ManufacturingMaterials

Guhring UK 3D Printed a New Revenue Stream

While large businesses could afford the lead time and costs of special tooling, smaller businesses with lower volume tools could not. Guhring UK — a manufacturer of precision cutting tools for some of the world’s largest manufacturers including BMW, Airbus and BAE Systems — looked to additive manufacturing as an option to open up new revenue streams, reduce lead times for existing ones, and manage timelines for smaller customers.

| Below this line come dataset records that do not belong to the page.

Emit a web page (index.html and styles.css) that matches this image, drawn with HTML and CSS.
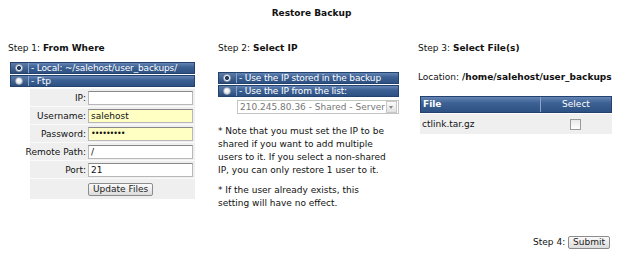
FILE: index.html
```html
<!doctype html>
<html>
    <head>
        <title>Restore Backup</title>
        <meta charset="UTF-8">
        <link rel="stylesheet" href="styles.css">
    </head>

    <body>
        <h1 class="title">Restore Backup</h1>

        <div class="steps">
            <!--Step 1-->
            <div class="col one">
                <div class="step">Step 1: <b>From Where</b></div>
                <div class="bar"><span class="radio on"></span><span class="label">- Local: ~/salehost/user_backups/</span></div>
                <div class="bar"><span class="radio"></span><span class="label">- Ftp</span></div>
                <div class="ftp">
                    <div class="row"><span class="key">IP:</span><span class="field"></span></div>
                    <div class="row"><span class="key">Username:</span><span class="field fill">salehost</span></div>
                    <div class="row"><span class="key">Password:</span><span class="field fill dots">&bull;&bull;&bull;&bull;&bull;&bull;&bull;&bull;&bull;</span></div>
                    <div class="row"><span class="key">Remote Path:</span><span class="field">/</span></div>
                    <div class="row"><span class="key">Port:</span><span class="field">21</span></div>
                    <div class="row btnrow"><span class="key"></span><span class="btn">Update Files</span></div>
                </div>
            </div>

            <!--Step 2-->
            <div class="col two">
                <div class="step">Step 2: <b>Select IP</b></div>
                <div class="bar"><span class="radio on"></span><span class="label">- Use the IP stored in the backup</span></div>
                <div class="bar"><span class="radio"></span><span class="label">- Use the IP from the list:</span></div>
                <div class="select"><span class="val">210.245.80.36 - Shared - Server</span><span class="arrow"></span></div>
                <p class="note">* Note that you must set the IP to be shared if you want to add multiple users to it. If you select a non-shared IP, you can only restore 1 user to it.</p>
                <p class="note">* If the user already exists, this<br>setting will have no effect.</p>
            </div>

            <!--Step 3-->
            <div class="col three">
                <div class="step">Step 3: <b>Select File(s)</b></div>
                <div class="loc">Location: <b>/home/salehost/user_backups</b></div>
                <div class="files">
                    <div class="head"><span class="name">File</span><span class="pick">Select</span></div>
                    <div class="item"><span class="name">ctlink.tar.gz</span><span class="pick"><span class="check"></span></span></div>
                </div>
            </div>
        </div>

        <div class="submit">Step 4: <span class="btn">Submit</span></div>
    </body>
</html>
```

FILE: styles.css
```css
body{
    margin: 0;
    font-family: "DejaVu Sans", Verdana, sans-serif;
    font-size: 9px;
    color: #111;
    background: #fff;
}

.title{
    margin: 8px 0 0;
    font-size: 9px;
    line-height: 11px;
    text-align: center;
}

.steps{
    display: flex;
    padding-left: 8px;
    margin-top: 24px;
}

.col{
    display: flex;
    flex-direction: column;
}
.one{
    width: 187px;
}
.two{
    width: 181px;
    margin-left: 23px;
}
.three{
    width: 195px;
    margin-left: 19px;
}

.step{
    line-height: 11px;
    margin-bottom: 8px;
}
.two .step{
    margin-bottom: 18px;
}

/* Blue option bars */
.bar{
    display: flex;
    height: 10px;
    margin-bottom: 1px;
    border: 1px solid #24426e;
    background: linear-gradient(#6485b5, #3d6194 40%, #2e5183);
    color: #fff;
    line-height: 10px;
}
.one .bar{
    margin-left: 2px;
}
.bar .radio{
    width: 17px;
    border-right: 1px solid #8aa3c8;
    background: linear-gradient(#5a7aa8, #2c4c7c);
    position: relative;
}
.bar .label{
    padding-left: 2px;
    white-space: nowrap;
    letter-spacing: -0.15px;
}
.radio::after{
    content: "";
    position: absolute;
    left: 4px;
    top: 1px;
    width: 6px;
    height: 6px;
    border-radius: 50%;
    border: 1px solid #9aa8b8;
    background: radial-gradient(circle at 40% 35%, #fff, #d4d8de);
}
.radio.on::after{
    background: radial-gradient(circle, #203a60 0 1.8px, #fff 2.3px, #d4d8de);
}

/* Ftp form */
.ftp{
    margin: 0 0 0 22px;
    background: #efefef;
}
.row{
    display: flex;
    align-items: center;
    height: 17px;
    border-top: 1px solid #fafafa;
}
.key{
    display: flex;
    justify-content: flex-end;
    width: 56px;
    padding-right: 2px;
    white-space: nowrap;
}
.field{
    width: 101px;
    height: 12px;
    border: 1px solid #b8b8b8;
    border-top-color: #888;
    background: #fff;
    line-height: 12px;
    padding-left: 2px;
}
.field.fill{
    background: #ffffc4;
}
.dots{
    font-size: 8px;
    letter-spacing: -1px;
}
.btnrow{
    height: 20px;
}
.btn{
    display: inline-block;
    border: 1px solid #8c8c8c;
    border-radius: 2px;
    background: linear-gradient(#fafafa, #dcdcdc);
    padding: 0 4px;
    line-height: 11px;
    color: #222;
}

/* IP select */
.select{
    display: flex;
    align-items: center;
    margin: 2px 0 0 19px;
    height: 12px;
    border: 1px solid #c4c4c4;
    color: #777;
    line-height: 12px;
}
.select .val{
    flex: 1;
    padding-left: 2px;
    white-space: nowrap;
    overflow: hidden;
}
.select .arrow{
    width: 9px;
    height: 10px;
    margin-right: 1px;
    border: 1px solid #c8c8c8;
    background: linear-gradient(#fbfbfb, #e2e2e2);
    position: relative;
}
.select .arrow::after{
    content: "";
    position: absolute;
    left: 2px;
    top: 4px;
    border-left: 2.5px solid transparent;
    border-right: 2.5px solid transparent;
    border-top: 3px solid #888;
}

.note{
    margin: 11px 0 0;
    line-height: 13px;
}
.note + .note{
    margin-top: 7px;
}

/* Files */
.loc{
    margin-top: 10px;
    line-height: 11px;
    white-space: nowrap;
}
.files{
    margin: 13px 0 0 2px;
    width: 192px;
}
.files .head,
.files .item{
    display: flex;
}
.files .head{
    height: 15px;
    line-height: 15px;
    border: 1px solid #24426e;
    background: linear-gradient(#6485b5, #3d6194 40%, #2e5183);
    color: #fff;
}
.files .head .name{
    font-weight: bold;
    border-right: 1px solid #8aa3c8;
}
.files .item{
    height: 20px;
    line-height: 20px;
    background: #efefef;
    margin-top: 1px;
}
.files .name{
    width: 117px;
    padding-left: 2px;
}
.files .pick{
    flex: 1;
    text-align: center;
}
.check{
    display: inline-block;
    width: 9px;
    height: 9px;
    vertical-align: middle;
    border: 1px solid #9a9a9a;
    background: linear-gradient(#e8e8e8, #fff);
}

.submit{
    text-align: right;
    padding-right: 13px;
    margin-top: 26px;
}
```
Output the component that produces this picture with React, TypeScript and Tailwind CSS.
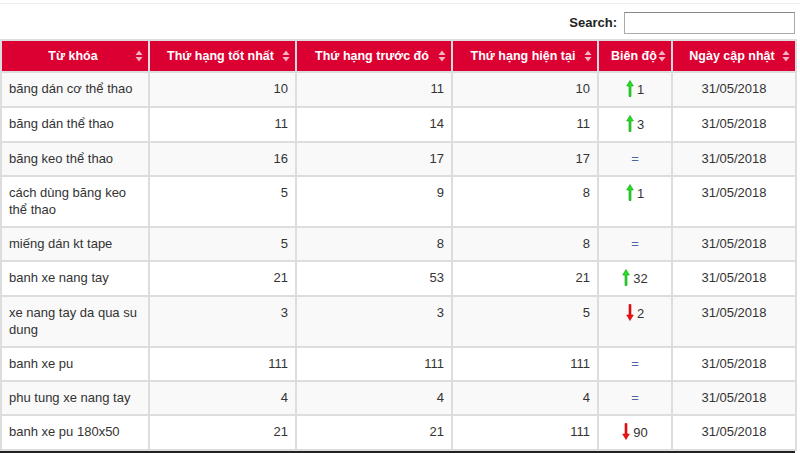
import React from 'react'

type Row = {
  keyword: string
  best: number
  prev: number
  current: number
  change: 'up' | 'down' | 'same'
  amount?: number
}

const rows: Row[] = [
  { keyword: 'băng dán cơ thể thao', best: 10, prev: 11, current: 10, change: 'up', amount: 1 },
  { keyword: 'băng dán thể thao', best: 11, prev: 14, current: 11, change: 'up', amount: 3 },
  { keyword: 'băng keo thể thao', best: 16, prev: 17, current: 17, change: 'same' },
  { keyword: 'cách dùng băng keo thể thao', best: 5, prev: 9, current: 8, change: 'up', amount: 1 },
  { keyword: 'miếng dán kt tape', best: 5, prev: 8, current: 8, change: 'same' },
  { keyword: 'banh xe nang tay', best: 21, prev: 53, current: 21, change: 'up', amount: 32 },
  { keyword: 'xe nang tay da qua su dung', best: 3, prev: 3, current: 5, change: 'down', amount: 2 },
  { keyword: 'banh xe pu', best: 111, prev: 111, current: 111, change: 'same' },
  { keyword: 'phu tung xe nang tay', best: 4, prev: 4, current: 4, change: 'same' },
  { keyword: 'banh xe pu 180x50', best: 21, prev: 21, current: 111, change: 'down', amount: 90 },
]

const headers = ['Từ khóa', 'Thứ hạng tốt nhất', 'Thứ hạng trước đó', 'Thứ hạng hiện tại', 'Biên độ', 'Ngày cập nhật']

const SortIcon = () => (
  <svg width="8" height="12" viewBox="0 0 8 12" className="absolute right-[5px] top-1/2 -translate-y-1/2">
    <path d="M4 0.5 L7.5 5 L0.5 5 Z" fill="#f7b3c2" />
    <path d="M4 11.5 L7.5 7 L0.5 7 Z" fill="#f7b3c2" />
  </svg>
)

const UpArrow = () => (
  <svg width="8" height="17" viewBox="0 0 8 17" className="inline-block align-[-3px] mr-[3px]">
    <path d="M4 0.5 L7.3 6 L5 6 L5 16.5 L3 16.5 L3 6 L0.7 6 Z" fill="#22e022" stroke="#139c13" strokeWidth="0.6" />
  </svg>
)

const DownArrow = () => (
  <svg width="8" height="17" viewBox="0 0 8 17" className="inline-block align-[-3px] mr-[3px]">
    <path d="M4 16.5 L7.3 11 L5 11 L5 0.5 L3 0.5 L3 11 L0.7 11 Z" fill="#f41010" stroke="#c00000" strokeWidth="0.6" />
  </svg>
)

const Change = ({ row }: { row: Row }) => {
  if (row.change === 'same') return <span className="text-[#4f63a8] text-[13px]">=</span>
  return (
    <span className="whitespace-nowrap">
      {row.change === 'up' ? <UpArrow /> : <DownArrow />}
      {row.amount}
    </span>
  )
}

const cell = 'border-2 border-[#ddd] px-[7px] pt-[7px] pb-[8px] align-top'

export default function App() {
  return (
    <div className="w-[800px] h-[453px] overflow-hidden bg-white font-['Liberation_Sans',Arial,sans-serif] text-[13px] text-[#333]">
      <div className="mt-[3px] border-t border-[#eee]" />
      <div className="flex items-center justify-end gap-[7px] pr-[5px] pt-[6px] h-[35px] pb-[3px]">
        <label className="font-bold text-[13px] text-[#222]">Search:</label>
        <input className="w-[171px] h-[22px] border border-[#aaa] border-t-[#888] bg-white outline-none" />
      </div>
      <table className="w-[795px] table-fixed border-collapse leading-[17px]">
        <colgroup>
          <col className="w-[148px]" />
          <col className="w-[147px]" />
          <col className="w-[156px]" />
          <col className="w-[146px]" />
          <col className="w-[74px]" />
          <col className="w-[124px]" />
        </colgroup>
        <thead>
          <tr className="bg-[#dc0032]">
            {headers.map((h) => (
              <th
                key={h}
                className="relative border-2 border-[#ddd] pl-[12px] pr-[16px] py-[6px] leading-[18px] text-center text-white text-[12.5px] font-bold whitespace-nowrap"
              >
                {h}
                <SortIcon />
              </th>
            ))}
          </tr>
        </thead>
        <tbody>
          {rows.map((r, i) => (
            <tr key={r.keyword} className={i % 2 === 0 ? 'bg-[#f9f9f9]' : 'bg-white'}>
              <td className={cell}>{r.keyword}</td>
              <td className={cell + ' text-right'}>{r.best}</td>
              <td className={cell + ' text-right'}>{r.prev}</td>
              <td className={cell + ' text-right'}>{r.current}</td>
              <td className={cell + ' text-center'}>
                <Change row={r} />
              </td>
              <td className={cell + ' text-center'}>31/05/2018</td>
            </tr>
          ))}
        </tbody>
      </table>
      <div className="w-[795px] border-t-2 border-[#222]" />
      <div className="flex justify-start pl-[565px] pt-[2px]">
        <div className="w-[33px] h-[10px] border border-[#aaa] rounded-[3px] bg-[#f4f4f4]" />
      </div>
    </div>
  )
}
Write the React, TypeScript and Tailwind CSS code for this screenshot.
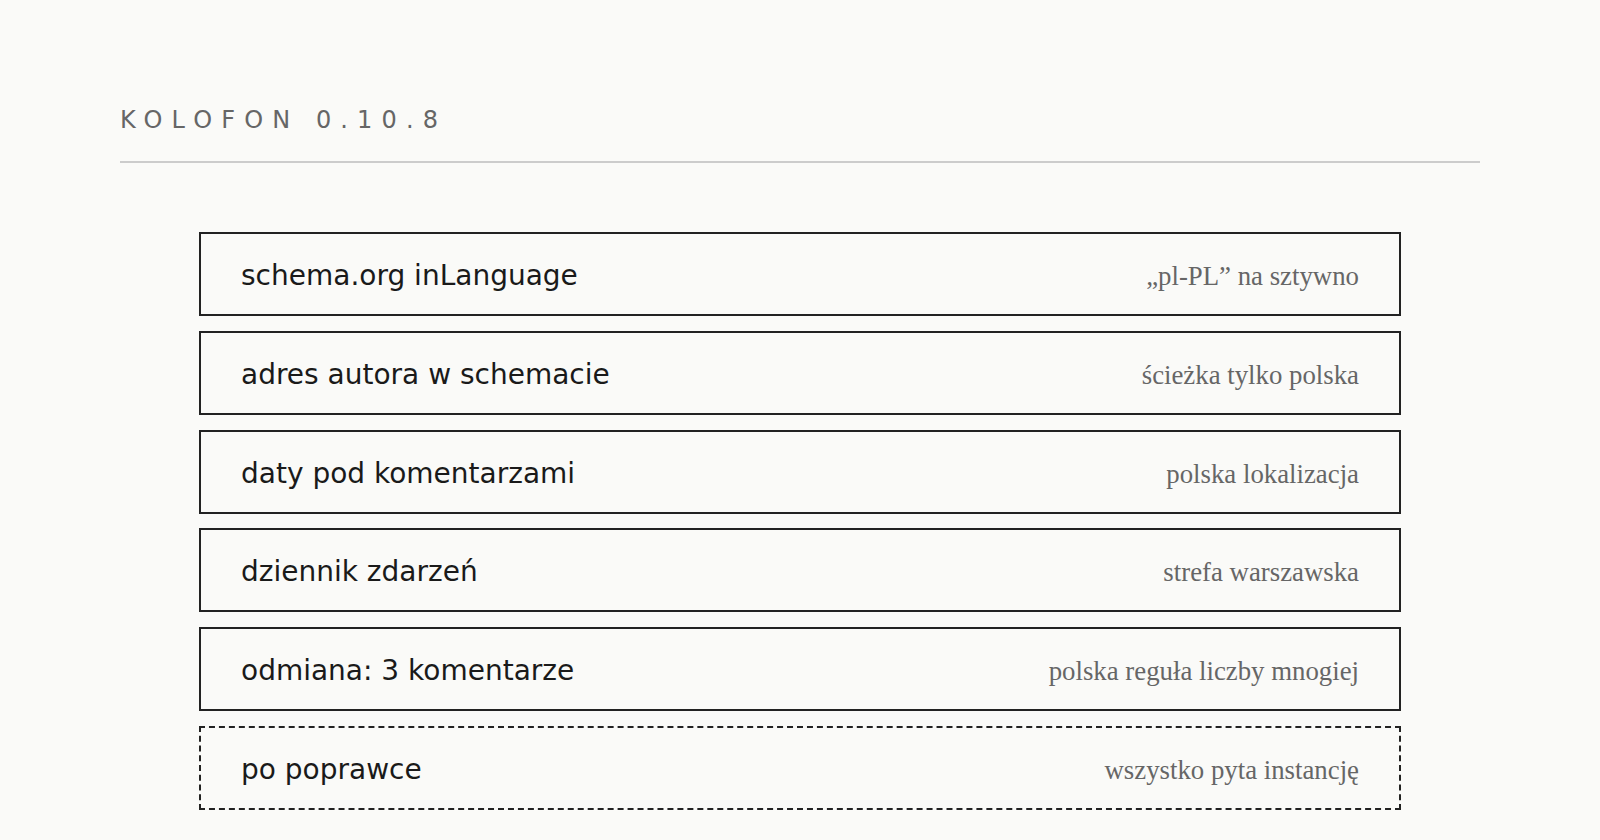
const rows = [
  { label: 'schema.org inLanguage', note: '„pl-PL” na sztywno' },
  { label: 'adres autora w schemacie', note: 'ścieżka tylko polska' },
  { label: 'daty pod komentarzami', note: 'polska lokalizacja' },
  { label: 'dziennik zdarzeń', note: 'strefa warszawska' },
  { label: 'odmiana: 3 komentarze', note: 'polska reguła liczby mnogiej' },
]

function Row({ label, note, dashed }: { label: string; note: string; dashed?: boolean }) {
  return (
    <div
      className={`flex h-[84px] items-center justify-between border-2 px-[40px] pt-[4px] ${
        dashed ? 'border-dashed border-[#222]' : 'border-[#222]'
      }`}
    >
      <span className="font-['DejaVu_Sans',sans-serif] text-[28px] text-[#1a1a1a]">{label}</span>
      <span className="font-['Liberation_Serif',serif] text-[26.8px] text-[#666]">{note}</span>
    </div>
  )
}

export default function App() {
  return (
    <div className="min-h-screen bg-[#fafaf8] px-[120px] pt-[100px]">
      <h1 className="font-['DejaVu_Sans',sans-serif] text-[24px] leading-[40px] tracking-[0.38em] text-[#666]">
        KOLOFON 0.10.8
      </h1>
      <div className="mt-[21px] border-t-2 border-[#ccc]" />

      <div className="mx-auto mt-[69px] flex max-w-[1202px] flex-col gap-[14.8px]">
        {rows.map((r) => (
          <Row key={r.label} label={r.label} note={r.note} />
        ))}
        <Row label="po poprawce" note="wszystko pyta instancję" dashed />
      </div>
    </div>
  )
}
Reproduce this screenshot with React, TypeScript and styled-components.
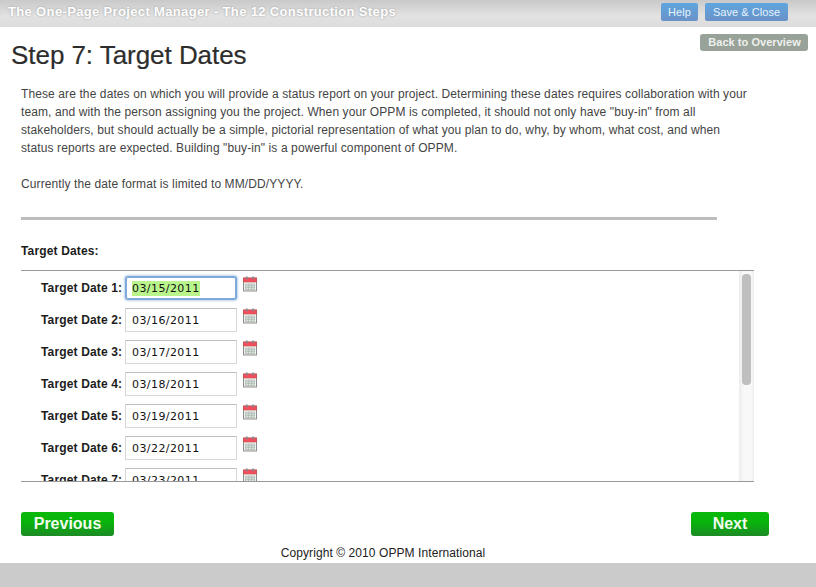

Founded in 1973, Guhring UK — the Birmingham-based subsidiary of the Guhring Group — manufactures precision cutting tools. The company began as a stockholder of the more standardized cutting and milling tools. Today Guhring UK manufactures bespoke cutting and milling tools for some of the world’s largest companies, including BMW, Jaguar Land Rover, Airbus, and BAE Systems. Guhring’s expertise in manufacturing carbide and polycrystalline diamond (PCD) cutting tools is world-renowned. Their range of PCD tools are made-to-order to suit customer requirements, and are manufactured by brazing ultra high-hardness industrial-grade diamond cutting tips onto bespoke hardened tool steel bodies.

Each piece of special tooling Guhring UK makes needs to first be designed and approved by the customer. Depending on the size and complexity of the component, special tooling can take up to eight weeks to design, test, and manufacture in-house — and the work can’t even start on the tool until the design is approved. Smaller manufacturers with less volume can’t justify the costs or lead time for special tools.

“As we started looking at supplying smaller volume customers, it became an issue,” says Alan Pearce, PCD Production Supervisor at Guhring UK. This led the company to look into additive manufacturing as an option to open up new revenue streams, reduce lead times for existing ones, and manage timelines for smaller customers.

The team looked into industrial 3D printing to make their products and services accessible to a wider variety of businesses — especially the smaller ones. “The idea was to make the prototype cost and iterative cycle time come right down,” says Pearce. They teamed up with local Markforged partner Mark3D UK to find the best 3D printer for their needs, and decided upon a Markforged Metal X system as well as a Markforged continuous fiber 3D printer for customer samples and plant maintenance. The company then started to use its carbon fiber 3D printer to manufacture low-volume special tool prototypes, and quickly turned to metal 3D printing to produce functional tooling. “We can now make a one-off production part and supply it to a customer less than one-third of the time and at a lower cost,” says Pearce.

The first 3D printed tool Guhring UK made was a basic milling cutter using H13 Tool Steel. “Within one day, we had designed and printed a tool in Onyx [nylon mixed with chopped carbon fiber], and we could immediately see if we were going to comeup against any problems in manufacturing it. Within five days, we had printed and sintered a fully functional metal cutter body. Using Markforged 3D printers just speed up everything.” After adding the cutting tips, Guhring qualified the mill by testing it initially as an aluminum reamer, and found that it performed extremely well. The engineers then changed the configuration of the tool-tip geometry and ran the 3D printed tool as a milling cutter to test its capabilities, with an off-centre loading. This too worked exactly as planned. The 3D printed tool is 60% lighter than its traditional predecessor, which allows for faster tool changes in cycles and a reduction in cycle times. This application discovery has allowed the company to produce more versatile, lightweight tools for its customers at a far lower price.

Guhring UK now has the ability to service smaller businesses, making their product and services more accessible. Engineers at the company have even started experimenting with 3D printed coolant pathways — one of the first Markforged customers to do so. The extra money Guhring UK has saved by adding Markforged 3D printers won’t be going to waste, with Pearce saying that any savings made will be “reinvested back into the company so we can continue growing and supplying bigger and better products to our customers.” As for the extra time saved, Pearce says it will be redeployed into the fabrication of production parts. The addition of the Markforged 3D printers has already allowed engineers to free up their 5-axis mills and conventional technology to produce other revenue-generating parts, boosting the company’s earnings.